LD: Some of the media reports about the case and your role in it described your courtroom style as “laid back.” Do you see yourself that way?
JS: I don’t know about laid back. [Laughs.] A lot of people, like my wife, would probably say I’m not very laid back. What I’m going for in the courtroom is maximum credibility. I’m not going for being incredibly flashy or anything of that sort. I want to be believable and straightforward and kind of easy to understand. I think that’s what I have been trying to do as a trial lawyer – to basically take a straightforward and believable approach to everything.
LD: What else do you think you got from your time at the U.S. attorney’s office that has become a benefit to you now?

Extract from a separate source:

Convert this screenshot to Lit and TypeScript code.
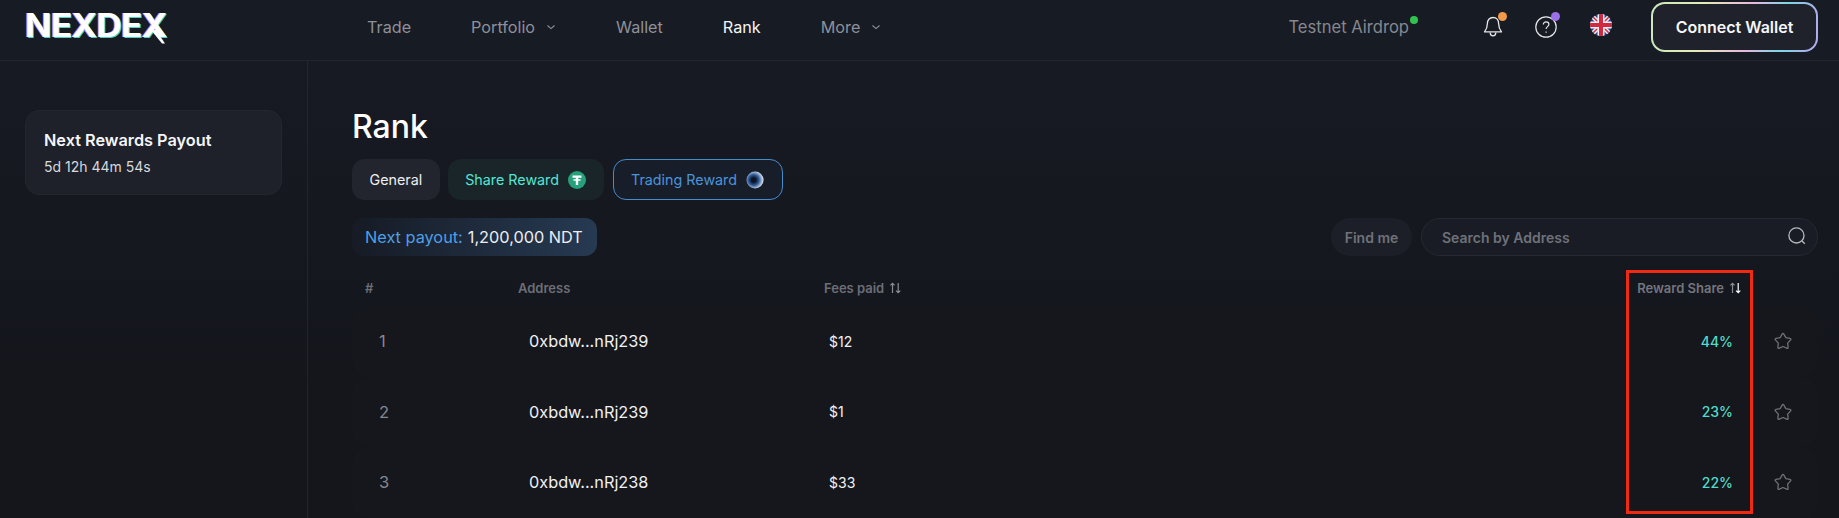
import { LitElement, html, css, svg } from "lit";
import { customElement } from "lit/decorators.js";

const RANKS = [
  { rank: 1, address: "0xbdw...nRj239", fees: "$12", share: "44%" },
  { rank: 2, address: "0xbdw...nRj239", fees: "$1", share: "23%" },
  { rank: 3, address: "0xbdw...nRj238", fees: "$33", share: "22%" },
];

const chevron = html`<svg class="chevron" width="10" height="6" viewBox="0 0 10 6" fill="none" stroke="currentColor" stroke-width="1.1"><path d="M1.5 1.5 5 4.6l3.5-3.1" /></svg>`;

const sortIcon = (active: boolean) => html`<svg class="sort" width="13" height="12" viewBox="0 0 13 12" fill="none" stroke-width="1.2">
  <path d="M3.5 11V1.4M1.4 3.4l2.1-2.1 2.1 2.1" stroke="#8b8d96" />
  <path d="M9.2 1v9.600M7.100 8.600l2.100 2.100 2.100-2.100" stroke=${active ? "#ffffff" : "#8b8d96"} />
</svg>`;

// rounded five point star, tips are curved so it looks soft like the reference
function starPath(cx: number, cy: number, outer: number, inner: number) {
  const pts: [number, number][] = [];
  for (let i = 0; i < 10; i++) {
    const r = i % 2 === 0 ? outer : inner;
    const a = ((-90 + i * 36) * Math.PI) / 180;
    pts.push([cx + r * Math.cos(a), cy + r * Math.sin(a)]);
  }
  const mix = (p: [number, number], q: [number, number], t: number) =>
    `${(p[0] + (q[0] - p[0]) * t).toFixed(2)} ${(p[1] + (q[1] - p[1]) * t).toFixed(2)}`;
  let d = "";
  for (let i = 0; i < 10; i += 2) {
    const tip = pts[i];
    const prev = pts[(i + 9) % 10];
    const next = pts[(i + 1) % 10];
    d += `${i === 0 ? "M" : "L"}${mix(tip, prev, 0.3)} Q${tip[0].toFixed(2)} ${tip[1].toFixed(2)} ${mix(tip, next, 0.3)} L${next[0].toFixed(2)} ${next[1].toFixed(2)} `;
  }
  return d + "Z";
}

const star = html`<svg width="18" height="18" viewBox="0 0 18 18" fill="none" stroke="#6f7178" stroke-width="1.3" stroke-linejoin="round"><path d=${starPath(9, 9.6, 9, 4.9)} /></svg>`;

const flag = svg`<svg width="22" height="22" viewBox="0 0 22 22">
  <defs><clipPath id="flag-clip"><circle cx="11" cy="11" r="11" /></clipPath></defs>
  <g clip-path="url(#flag-clip)">
    <rect width="22" height="22" fill="#27478f" />
    <path d="M0 0l22 22M22 0L0 22" stroke="#f1f1f4" stroke-width="4.4" />
    <path d="M0 0l22 22M22 0L0 22" stroke="#d3283f" stroke-width="1.5" />
    <path d="M11 0v22M0 11h22" stroke="#f1f1f4" stroke-width="7" />
    <path d="M11 0v22M0 11h22" stroke="#d3283f" stroke-width="4" />
  </g>
</svg>`;

@customElement("app-root")
export class AppRoot extends LitElement {
  static override styles = css`
    :host {
      display: block;
      width: 1839px;
      height: 518px;
      overflow: hidden;
      position: relative;
      background: #171b24;
      font-family: Inter, "Liberation Sans", sans-serif;
      color: #fff;
    }
    header {
      height: 61px;
      box-sizing: border-box;
      border-bottom: 1px solid #21252e;
      display: flex;
      align-items: center;
      padding: 0 21px 7px 25px;
    }
    .logo {
      position: relative;
      width: 145px;
      margin-top: -2px;
      font-size: 32px;
      font-weight: 700;
      letter-spacing: -0.6px;
      line-height: 30px;
      text-shadow: -1px 0 #d58cf0, 1px 1px #45d6c8;
    }
    .logo span {
      display: inline-block;
      transform: scaleX(1.09);
      transform-origin: left center;
    }
    .logo svg {
      position: absolute;
      left: 126px;
      top: 19px;
    }
    nav {
      display: flex;
      align-items: center;
      gap: 60px;
      margin-left: 197px;
      font-size: 16.2px;
      color: #8e9099;
    }
    nav a {
      display: flex;
      align-items: center;
      gap: 11px;
    }
    nav a.on {
      color: #f4f4f6;
    }
    .chevron {
      margin-top: 1px;
    }
    .right {
      margin-left: auto;
      display: flex;
      align-items: center;
    }
    .airdrop {
      position: relative;
      font-size: 16.6px;
      color: #85878f;
      margin-right: 73px;
    }
    .dot {
      position: absolute;
      border-radius: 50%;
    }
    .airdrop .dot {
      width: 8px;
      height: 8px;
      right: -9px;
      top: -1px;
      background: #33c24d;
    }
    .icon {
      position: relative;
      width: 22px;
      height: 24px;
      margin-right: 31px;
      display: flex;
    }
    .icon.help {
      margin-right: 33px;
    }
    .icon .dot {
      width: 9px;
      height: 9px;
      right: -3px;
      top: -3px;
    }
    .flag {
      margin-right: 39px;
    }
    .connect {
      width: 167px;
      height: 50px;
      box-sizing: border-box;
      border: 2px solid transparent;
      border-radius: 14px;
      background: linear-gradient(#1f222b, #1f222b) padding-box,
        linear-gradient(100deg, #c9e8c0 0%, #e6ecb4 30%, #e8b8dc 58%, #7fd6e6 78%, #b7a6ef 100%) border-box;
      display: flex;
      align-items: center;
      justify-content: center;
      font-size: 16px;
      font-weight: 600;
      color: #f6f6f8;
    }
    .body {
      display: flex;
      height: 457px;
      background: linear-gradient(#171a23, #14161c 70%);
    }
    aside {
      width: 308px;
      box-sizing: border-box;
      flex: none;
      border-right: 1px solid #21252e;
      padding: 49px 25px 0;
    }
    .payout-card {
      width: 257px;
      height: 85px;
      box-sizing: border-box;
      padding: 19px 18px;
      background: #1e2129;
      border: 1px solid #23262f;
      border-radius: 14px;
    }
    .payout-card b {
      display: block;
      font-size: 16.3px;
      font-weight: 600;
      line-height: 20px;
      color: #f5f5f7;
    }
    .payout-card span {
      display: block;
      margin-top: 8px;
      font-size: 14px;
      line-height: 17px;
      color: #d8d9dd;
    }
    main {
      flex: 1;
      min-width: 0;
      padding: 44px 21px 0 44px;
    }
    h1 {
      margin: 0;
      font-size: 32px;
      font-weight: 500;
      line-height: 44px;
      color: #fff;
    }
    .tabs {
      display: flex;
      gap: 8px;
      margin-top: 10px;
    }
    .tab {
      height: 41px;
      box-sizing: border-box;
      display: flex;
      align-items: center;
      gap: 9px;
      padding: 0 17.5px;
      border-radius: 13px;
      font-size: 14.3px;
      background: #22252e;
      color: #eeeef0;
    }
    .tab.share {
      background: #1a2529;
      color: #52e6d5;
    }
    .tab.trading {
      margin-left: 1px;
      background: #181d2a;
      border: 1.5px solid #468ccb;
      color: #4a94dc;
    }
    .toolbar {
      display: flex;
      align-items: center;
      margin-top: 18px;
    }
    .next {
      height: 38px;
      width: 245px;
      box-sizing: border-box;
      display: flex;
      align-items: center;
      gap: 5px;
      padding-left: 13px;
      border-radius: 12px;
      background: linear-gradient(90deg, #161b25, #263a52);
      font-size: 16.3px;
      color: #eceef2;
    }
    .next em {
      font-style: normal;
      color: #4f9fe6;
    }
    .find {
      margin-left: auto;
      height: 38px;
      width: 81px;
      display: flex;
      align-items: center;
      justify-content: center;
      border-radius: 19px;
      background: #1c1f27;
      font-size: 14px;
      font-weight: 600;
      color: #6f717a;
    }
    .search {
      margin-left: 9px;
      width: 397px;
      height: 38px;
      box-sizing: border-box;
      display: flex;
      align-items: center;
      justify-content: space-between;
      padding: 0 10px 0 20px;
      border: 1px solid #262932;
      border-radius: 19px;
      background: #191c24;
      font-size: 14px;
      font-weight: 600;
      color: #6f717a;
    }
    .search svg {
      margin-top: -3px;
    }
    .row {
      display: grid;
      grid-template-columns: 153px 306px 1fr 130px 72px;
      align-items: center;
    }
    .head {
      margin-top: 21px;
      height: 21px;
      padding-left: 13px;
      font-size: 13px;
      font-weight: 600;
      color: #6c6e77;
    }
    .head span {
      display: flex;
      align-items: center;
      gap: 5px;
    }
    .head .reward {
      justify-content: flex-end;
      padding-right: 4px;
      color: #73757e;
    }
    .rows {
      margin-top: 8px;
      display: flex;
      flex-direction: column;
    }
    .rows .row {
      height: 70.5px;
      padding-left: 13px;
      border-radius: 16px;
      background: #15171d;
      color: #f0f0f3;
    }
    .num {
      padding-left: 14px;
      font-size: 16.5px;
      color: #868892;
    }
    .addr {
      padding-left: 11px;
      font-size: 16.3px;
    }
    .fees {
      padding-left: 5px;
      font-size: 14px;
    }
    .pct {
      text-align: right;
      padding-right: 13px;
      font-size: 14px;
      font-weight: 500;
      color: #4fdccb;
    }
    .fav {
      display: flex;
      justify-content: center;
      padding-left: 2px;
    }
    .mark {
      position: absolute;
      left: 1626px;
      top: 270px;
      width: 127px;
      height: 244px;
      box-sizing: border-box;
      border: 3px solid #f02a12;
      pointer-events: none;
    }
  `;

  override render() {
    return html`
      <header>
        <div class="logo">
          <span>NEXDEX</span>
          <svg width="14" height="14" viewBox="0 0 14 14"><path d="M0 0h5l9 13.500h-3z" fill="#fff" /></svg>
        </div>
        <nav>
          <a>Trade</a>
          <a>Portfolio ${chevron}</a>
          <a>Wallet</a>
          <a class="on">Rank</a>
          <a>More ${chevron}</a>
        </nav>
        <div class="right">
          <div class="airdrop">Testnet Airdrop<i class="dot"></i></div>
          <div class="icon">
            <svg width="22" height="24" viewBox="0 0 22 24" fill="none" stroke="#e6e6ea" stroke-width="1.3" stroke-linejoin="round">
              <path d="M11 2.500c-3.600 0-5.600 2.700-5.600 6 0 4-1 6-2.900 8.400h17c-1.900-2.400-2.900-4.400-2.900-8.400 0-3.300-2-6-5.600-6z" />
              <path d="M8.200 17.500c0 2 1.200 3.300 2.800 3.300s2.800-1.300 2.800-3.300" />
            </svg>
            <i class="dot" style="background:#f2994a"></i>
          </div>
          <div class="icon help">
            <svg width="22" height="24" viewBox="0 0 22 24" fill="none" stroke="#e6e6ea" stroke-width="1.2">
              <circle cx="11" cy="12" r="10.200" />
              <path d="M8.300 9.600c0-1.700 1.200-2.800 2.800-2.800s2.800 1 2.800 2.500c0 2.300-2.800 2.400-2.800 4.700" />
              <path d="M11.100 16.400v1.400" />
            </svg>
            <i class="dot" style="background:#9d6fe8"></i>
          </div>
          <div class="flag">${flag}</div>
          <div class="connect">Connect Wallet</div>
        </div>
      </header>
      <div class="body">
        <aside>
          <div class="payout-card">
            <b>Next Rewards Payout</b>
            <span>5d 12h 44m 54s</span>
          </div>
        </aside>
        <main>
          <h1>Rank</h1>
          <div class="tabs">
            <div class="tab">General</div>
            <div class="tab share">
              Share Reward
              <svg width="18" height="18" viewBox="0 0 18 18">
                <circle cx="9" cy="9" r="9" fill="#26a17b" />
                <path d="M4.500 4.500h9v2.200h-3.300v1.500c1.700.1 3 .4 3 .8s-1.300.7-3 .8v4.200H7.800v-4.200c-1.700-.1-3-.4-3-.8s1.300-.7 3-.8V6.700H4.500z" fill="#fff" />
              </svg>
            </div>
            <div class="tab trading">
              Trading Reward
              <svg width="18" height="18" viewBox="0 0 18 18">
                <defs>
                  <radialGradient id="ndt" cx="0.42" cy="0.5" r="0.62">
                    <stop offset="0.2" stop-color="#0b1324" />
                    <stop offset="0.5" stop-color="#2f5a96" />
                    <stop offset="0.95" stop-color="#eef2f8" />
                  </radialGradient>
                </defs>
                <circle cx="9" cy="9" r="8.500" fill="url(#ndt)" />
              </svg>
            </div>
          </div>
          <div class="toolbar">
            <div class="next"><em>Next payout:</em> 1,200,000 NDT</div>
            <div class="find">Find me</div>
            <div class="search">
              Search by Address
              <svg width="20" height="20" viewBox="0 0 18 18" fill="none" stroke="#b5b7bd" stroke-width="1.2">
                <circle cx="8.500" cy="8.500" r="6.800" />
                <path d="M13.500 13.500l2.500 2.500" />
              </svg>
            </div>
          </div>
          <div class="row head">
            <span>#</span>
            <span>Address</span>
            <span>Fees paid ${sortIcon(false)}</span>
            <span class="reward">Reward Share ${sortIcon(true)}</span>
            <span></span>
          </div>
          <div class="rows">
            ${RANKS.map(
              (r) => html`
                <div class="row">
                  <div class="num">${r.rank}</div>
                  <div class="addr">${r.address}</div>
                  <div class="fees">${r.fees}</div>
                  <div class="pct">${r.share}</div>
                  <div class="fav">${star}</div>
                </div>
              `
            )}
          </div>
        </main>
      </div>
      <div class="mark"></div>
    `;
  }
}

JS: The other thing, other than to be able to do lots of trial work, is that at a relatively young age you get the opportunity to make pretty important judgment calls, and on a regular basis. That will help me in private practice or anywhere, just having the confidence and the ability to make tough judgment calls, which you have to do at the U.S. attorney’s office all the time. Sometimes young lawyers in private practice get fewer opportunities to do that. For 10-plus years I got to do that all the time. It honed my judgment skills and made me confident in my judgment.
LD: Are you still tied to your Cleveland roots – do you still go back there?
JS: It’s funny, I still have this loyalty to Cleveland – still a huge Indians, Browns and Cavaliers fan. I guess you have to be a masochist in order to root for those three teams. I go back to Cleveland every other year, usually to see a game. I also have a really strong group of high school friends who are now spread all over the country, and we take a yearly trip together.